Wednesday, September 2, 2009

Faults and Purgation

The sere dryness has forsaken the air long ago. All that is left behind is the sad gloom of the wetness and the circumambient air, dank and sombre. In a matter of an hour, the weather has turned ominous and the clouds look like a floor left unclean for days, with patches of dark and light grey. It is about to rain.

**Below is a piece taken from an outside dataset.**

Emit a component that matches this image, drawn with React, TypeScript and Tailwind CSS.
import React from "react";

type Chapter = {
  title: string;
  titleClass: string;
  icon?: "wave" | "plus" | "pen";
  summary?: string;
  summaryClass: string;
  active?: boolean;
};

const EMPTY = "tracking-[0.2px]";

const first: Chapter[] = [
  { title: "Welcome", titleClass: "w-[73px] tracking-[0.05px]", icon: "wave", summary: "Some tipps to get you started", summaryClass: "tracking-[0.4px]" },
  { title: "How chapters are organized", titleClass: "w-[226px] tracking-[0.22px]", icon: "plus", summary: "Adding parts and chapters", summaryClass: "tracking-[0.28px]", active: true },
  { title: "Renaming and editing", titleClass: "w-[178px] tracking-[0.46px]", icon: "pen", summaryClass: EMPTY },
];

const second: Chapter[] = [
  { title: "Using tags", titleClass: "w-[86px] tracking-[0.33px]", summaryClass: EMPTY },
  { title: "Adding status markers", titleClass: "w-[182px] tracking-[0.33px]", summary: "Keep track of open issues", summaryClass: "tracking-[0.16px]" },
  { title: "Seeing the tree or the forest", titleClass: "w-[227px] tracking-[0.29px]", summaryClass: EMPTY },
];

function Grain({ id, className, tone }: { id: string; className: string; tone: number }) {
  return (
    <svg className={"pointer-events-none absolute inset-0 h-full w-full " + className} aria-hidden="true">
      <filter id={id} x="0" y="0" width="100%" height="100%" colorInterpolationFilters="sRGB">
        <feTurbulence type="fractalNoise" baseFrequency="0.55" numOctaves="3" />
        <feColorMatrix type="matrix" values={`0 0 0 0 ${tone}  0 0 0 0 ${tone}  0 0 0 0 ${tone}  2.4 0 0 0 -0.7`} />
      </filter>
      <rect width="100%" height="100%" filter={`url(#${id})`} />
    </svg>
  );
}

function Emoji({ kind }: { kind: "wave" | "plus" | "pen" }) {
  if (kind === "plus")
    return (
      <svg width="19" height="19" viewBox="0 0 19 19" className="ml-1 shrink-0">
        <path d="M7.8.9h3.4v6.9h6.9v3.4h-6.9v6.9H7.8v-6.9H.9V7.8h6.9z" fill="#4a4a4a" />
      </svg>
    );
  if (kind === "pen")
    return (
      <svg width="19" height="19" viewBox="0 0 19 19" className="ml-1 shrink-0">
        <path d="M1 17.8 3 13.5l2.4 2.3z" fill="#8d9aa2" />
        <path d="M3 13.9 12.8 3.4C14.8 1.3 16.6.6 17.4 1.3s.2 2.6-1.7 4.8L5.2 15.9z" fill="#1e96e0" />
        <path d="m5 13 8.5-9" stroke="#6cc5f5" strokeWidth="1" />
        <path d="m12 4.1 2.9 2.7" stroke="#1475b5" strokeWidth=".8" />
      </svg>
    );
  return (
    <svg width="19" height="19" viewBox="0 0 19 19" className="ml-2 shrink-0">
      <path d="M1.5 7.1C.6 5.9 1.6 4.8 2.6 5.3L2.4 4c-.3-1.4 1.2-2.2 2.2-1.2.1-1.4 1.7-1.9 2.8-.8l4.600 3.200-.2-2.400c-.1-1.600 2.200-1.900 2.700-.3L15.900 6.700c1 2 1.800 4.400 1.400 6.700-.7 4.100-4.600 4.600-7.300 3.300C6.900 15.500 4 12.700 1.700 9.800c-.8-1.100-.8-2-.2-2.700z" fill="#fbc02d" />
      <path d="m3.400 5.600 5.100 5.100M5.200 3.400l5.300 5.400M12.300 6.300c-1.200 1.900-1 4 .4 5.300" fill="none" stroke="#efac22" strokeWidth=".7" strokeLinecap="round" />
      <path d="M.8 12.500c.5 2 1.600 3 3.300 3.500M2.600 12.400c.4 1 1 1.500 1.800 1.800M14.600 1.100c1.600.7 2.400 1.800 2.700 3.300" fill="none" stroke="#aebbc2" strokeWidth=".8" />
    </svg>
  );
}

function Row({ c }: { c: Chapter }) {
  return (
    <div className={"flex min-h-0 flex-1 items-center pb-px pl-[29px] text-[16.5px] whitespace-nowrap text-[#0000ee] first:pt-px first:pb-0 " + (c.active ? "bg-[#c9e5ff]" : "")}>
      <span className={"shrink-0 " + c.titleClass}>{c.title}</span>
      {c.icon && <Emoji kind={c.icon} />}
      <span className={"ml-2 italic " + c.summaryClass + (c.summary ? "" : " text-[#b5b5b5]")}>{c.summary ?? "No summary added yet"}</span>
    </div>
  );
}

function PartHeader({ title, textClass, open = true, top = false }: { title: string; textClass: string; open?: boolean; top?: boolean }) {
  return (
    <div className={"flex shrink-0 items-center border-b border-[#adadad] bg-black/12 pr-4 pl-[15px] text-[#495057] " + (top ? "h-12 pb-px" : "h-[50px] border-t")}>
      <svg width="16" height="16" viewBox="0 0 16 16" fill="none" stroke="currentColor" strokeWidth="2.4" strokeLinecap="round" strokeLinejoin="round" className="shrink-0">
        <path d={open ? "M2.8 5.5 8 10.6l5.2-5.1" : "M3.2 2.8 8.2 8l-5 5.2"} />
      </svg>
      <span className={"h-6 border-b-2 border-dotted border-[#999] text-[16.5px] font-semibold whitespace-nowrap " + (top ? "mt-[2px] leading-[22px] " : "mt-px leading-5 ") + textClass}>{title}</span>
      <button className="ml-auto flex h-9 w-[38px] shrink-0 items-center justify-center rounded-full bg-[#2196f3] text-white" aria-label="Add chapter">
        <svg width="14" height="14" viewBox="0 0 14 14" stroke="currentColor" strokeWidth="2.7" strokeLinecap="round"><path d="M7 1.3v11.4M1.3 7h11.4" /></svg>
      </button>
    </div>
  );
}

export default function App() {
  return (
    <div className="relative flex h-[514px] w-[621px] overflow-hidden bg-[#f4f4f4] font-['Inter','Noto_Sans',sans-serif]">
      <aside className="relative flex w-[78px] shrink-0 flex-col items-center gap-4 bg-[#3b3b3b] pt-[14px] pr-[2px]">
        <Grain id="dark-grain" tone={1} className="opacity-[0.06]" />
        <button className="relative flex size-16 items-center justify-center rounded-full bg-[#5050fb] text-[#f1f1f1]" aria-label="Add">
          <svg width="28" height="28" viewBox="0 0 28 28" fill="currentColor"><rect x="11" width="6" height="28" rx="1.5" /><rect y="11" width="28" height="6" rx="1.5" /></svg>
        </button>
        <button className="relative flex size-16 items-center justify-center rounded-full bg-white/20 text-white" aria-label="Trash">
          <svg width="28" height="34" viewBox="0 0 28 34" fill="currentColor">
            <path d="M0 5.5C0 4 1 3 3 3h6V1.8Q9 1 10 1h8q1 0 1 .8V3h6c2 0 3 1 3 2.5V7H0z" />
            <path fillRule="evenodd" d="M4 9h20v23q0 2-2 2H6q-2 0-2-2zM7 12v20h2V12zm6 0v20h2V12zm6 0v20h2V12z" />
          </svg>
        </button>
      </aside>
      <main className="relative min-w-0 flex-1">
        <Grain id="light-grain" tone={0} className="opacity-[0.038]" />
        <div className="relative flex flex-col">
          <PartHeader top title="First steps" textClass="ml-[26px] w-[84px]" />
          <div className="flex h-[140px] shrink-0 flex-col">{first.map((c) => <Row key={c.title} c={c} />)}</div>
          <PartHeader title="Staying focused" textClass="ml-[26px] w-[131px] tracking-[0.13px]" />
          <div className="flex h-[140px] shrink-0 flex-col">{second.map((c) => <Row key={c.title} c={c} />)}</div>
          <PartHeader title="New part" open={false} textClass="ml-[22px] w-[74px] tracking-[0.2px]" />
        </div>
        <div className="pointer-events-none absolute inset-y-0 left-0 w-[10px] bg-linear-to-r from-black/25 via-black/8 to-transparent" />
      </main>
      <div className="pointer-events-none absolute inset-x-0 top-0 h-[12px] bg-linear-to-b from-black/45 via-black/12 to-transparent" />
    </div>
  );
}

I stroll down the misty boulevard with my hands deep down in the pockets of my overcoat, hidden away from the cold breeze, which feels like needles on the naked skin. Something tells me to go back home. But this thing on my mind - it has been troubling me since the last few hours. I feel compelled to think it through. Why is it that we human beings pretend to be someone we are not, a lot of times? I have seen some of the people closest to me fall prey to this extreme form of depravity. What is it that the reasoning mind tells the senses so that we assume a form which we actually are not? Why are we so ashamed of our past, of the things that we have done, when we know that they were wrong and we would never do them again? We would rather hide our true face from the world and live a spurious life, rather than espouse the deserved purgation - accept who we are and learn to respect and love ourselves. I have felt it myself - whenever I have to accept a fault in my character, its acknowledgement does not come easily - I have to work hard towards its acceptance, the relief and beatification experienced henceforth notwithstanding. This confirms atleast one thing - that human beings "want" to be perfect, albeit they would rather look towards the other side and pretend as if nothing happened, than have the gumption to face the introspection. Moral introspection does not come easily and people who are bestowed with its prowess go on to become leaders.

I fasten the topmost and the only button that was left open of the overcoat. A gentle drizzle has started and I can feel the tiny droplets of water touching my face, staying there for a while, and then quickly trickling down through the contours of my face that is a bit twisted around the forehead - it twists that way whenever I am trying to think hard. Yes, I think, this would explain why every great leader I have known is bestowed with a moral integrity which is inherent and undisguised at the same time. But it still did not explain that if it is all too germane and obvious, why are not the regular folks able to perceive this with as much clarity? Where does their thought corrupt? May be the conscience is killed and silenced so that the pangs of guilt and penitance do not haunt the mind. Is it possible to fall to such extreme baseness to cover-up for a few mistakes that we, the fallible human being, have made in the past?

The patter of the raindrops, now falling thick and fast, bring me out of my reverie. I make a run for my place. The drench eclipsed the penance, which could wait for another time, in a matter of seconds.